Jeremy Kalmanofsky is an alumnus of the Wexner Graduate Fellowship Program and  rabbi of Congregation Ansche Chesed in New York City.  He can be reached at

I don’t mean to be morbid, but I love funerals. Over 9 years in the pulpit I have discovered the particular gratifications of helping people say farewell to their loved ones, reflect on their lives, and place their bodies in the earth. Religion is, after all, about living with faith under the gey tzalmavet, the shadow of death; so funerals are important opportunities to shape the spiritual character of Judaism at the nexus points of life and death. 

Listen, any daily work can be inane. But through funerals rabbis are granted consistent invitations to be present and intimately involved as people navigate some of the most enormous moments of their lives. I feel honored for those invitations and blessed to have an intense job.

Also, composing eulogies and encouraging mourners to do reminds you that you will die soon enough yourself; this prods you to live better. Eulogies and shivas always remind me, as people share memories, how unpredictably we influence others. You never know what people will remember about others: passing moments, small comments, kind or unkind. Conversations long forgotten by one party sometimes never leave the other party.
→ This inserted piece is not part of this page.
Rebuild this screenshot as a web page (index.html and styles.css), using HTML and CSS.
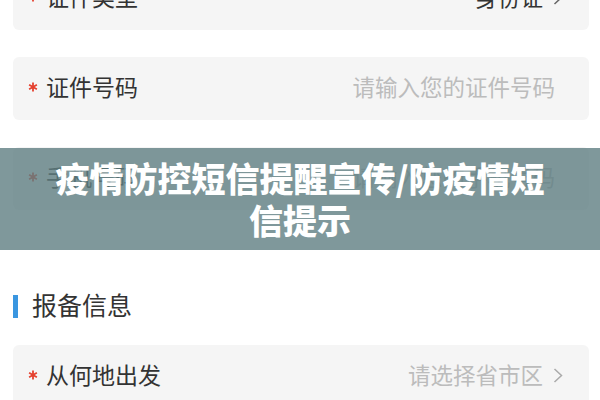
FILE: index.html
```html
<!DOCTYPE html>
<html lang="zh-CN">
<head>
  <meta charset="UTF-8">
  <meta name="viewport" content="width=device-width, initial-scale=1.0">
  <title>疫情防控短信提醒宣传</title>
  <link rel="stylesheet" href="styles.css">
</head>
<body>
  <div class="page">
    <!-- Identity fields -->
    <div class="form-list">
      <div class="field">
        <div class="field-label">
          <svg class="required" width="10" height="10" viewBox="0 0 10 10"><path d="M5 0.5V9.5M1.1 2.75L8.9 7.25M1.1 7.25L8.9 2.75" stroke="#e5412f" stroke-width="1.8"/></svg>
          证件类型
        </div>
        <div class="field-value selected">
          身份证
          <svg class="chevron" width="10" height="15" viewBox="0 0 10 15"><path d="M1.5 1L8.5 7.5L1.5 14" fill="none" stroke="#666" stroke-width="1.5"/></svg>
        </div>
      </div>

      <div class="field">
        <div class="field-label">
          <svg class="required" width="10" height="10" viewBox="0 0 10 10"><path d="M5 0.5V9.5M1.1 2.75L8.9 7.25M1.1 7.25L8.9 2.75" stroke="#e5412f" stroke-width="1.8"/></svg>
          证件号码
        </div>
        <div class="field-value placeholder input">请输入您的证件号码</div>
      </div>

      <div class="field">
        <div class="field-label">
          <svg class="required" width="10" height="10" viewBox="0 0 10 10"><path d="M5 0.5V9.5M1.1 2.75L8.9 7.25M1.1 7.25L8.9 2.75" stroke="#e5412f" stroke-width="1.8"/></svg>
          手机号码
        </div>
        <div class="field-value placeholder input">请输入您的手机号码</div>
      </div>
    </div>

    <!-- Report section -->
    <div class="section-title">报备信息</div>

    <div class="form-list">
      <div class="field">
        <div class="field-label">
          <svg class="required" width="10" height="10" viewBox="0 0 10 10"><path d="M5 0.5V9.5M1.1 2.75L8.9 7.25M1.1 7.25L8.9 2.75" stroke="#e5412f" stroke-width="1.8"/></svg>
          从何地出发
        </div>
        <div class="field-value placeholder">
          请选择省市区
          <svg class="chevron" width="10" height="15" viewBox="0 0 10 15"><path d="M1.5 1L8.5 7.5L1.5 14" fill="none" stroke="#aaa" stroke-width="1.5"/></svg>
        </div>
      </div>
    </div>
  </div>

  <!-- Caption banner -->
  <div class="banner">
    <div class="banner-text">疫情防控短信提醒宣传/防疫情短信提示</div>
  </div>
</body>
</html>
```

FILE: styles.css
```css
/* =====================
   Global
   ===================== */
body {
  margin: 0;
  background: #fff;
  font-family: "Noto Sans CJK SC", "Noto Sans", sans-serif;
  color: #333;
  overflow: hidden;
}

.page {
  padding: 0 11px 0 13px;
  margin-top: -33px;
}

/* =====================
   Form fields
   ===================== */
.form-list {
  display: flex;
  flex-direction: column;
  gap: 27px;
}

.field {
  box-sizing: border-box;
  height: 63px;
  display: flex;
  align-items: center;
  justify-content: space-between;
  padding: 0 26px 6px 15px;
  background: #f5f5f5;
  border-radius: 6px;
}

.field-label {
  display: flex;
  align-items: center;
  gap: 8px;
  font-size: 23px;
  color: #333;
}

.required {
  flex-shrink: 0;
  margin-top: 3px;
}

.field-value {
  display: flex;
  align-items: center;
  gap: 10px;
  font-size: 22.5px;
}

.field-value.selected {
  color: #333;
}

.field-value.placeholder {
  color: #bcbcbc;
}

.field-value.input {
  margin-right: 8px;
}

.chevron {
  margin-top: 3px;
}

/* =====================
   Section title
   ===================== */
.section-title {
  display: flex;
  align-items: center;
  gap: 14px;
  height: 30px;
  margin: 79px 0 26px;
  font-size: 25px;
  color: #333;
}

.section-title::before {
  content: "";
  width: 5px;
  height: 23px;
  margin-top: 4px;
  background: #3a96e0;
}

/* =====================
   Banner
   ===================== */
.banner {
  position: absolute;
  left: 0;
  right: 0;
  top: 148px;
  height: 102px;
  display: flex;
  align-items: center;
  justify-content: center;
  padding: 0 40px;
  background: rgba(95, 126, 130, 0.8);
}

.banner-text {
  max-width: 510px;
  text-align: center;
  font-size: 34px;
  font-weight: 900;
  line-height: 42px;
  color: #fff;
}
```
Finally, funerals remind you of the power of the rabbi’s role. You really are there to stand still and testify to life’s transcendent order and meaning, even amid emotional chaos. I have an informal congregation, and almost everyone calls me by my first name. But no one yet has ever said: “Jeremy, my mother died.” At these moments, hearing a bereft child or spouse use your title reminds you what spiritual leadership they seek from you.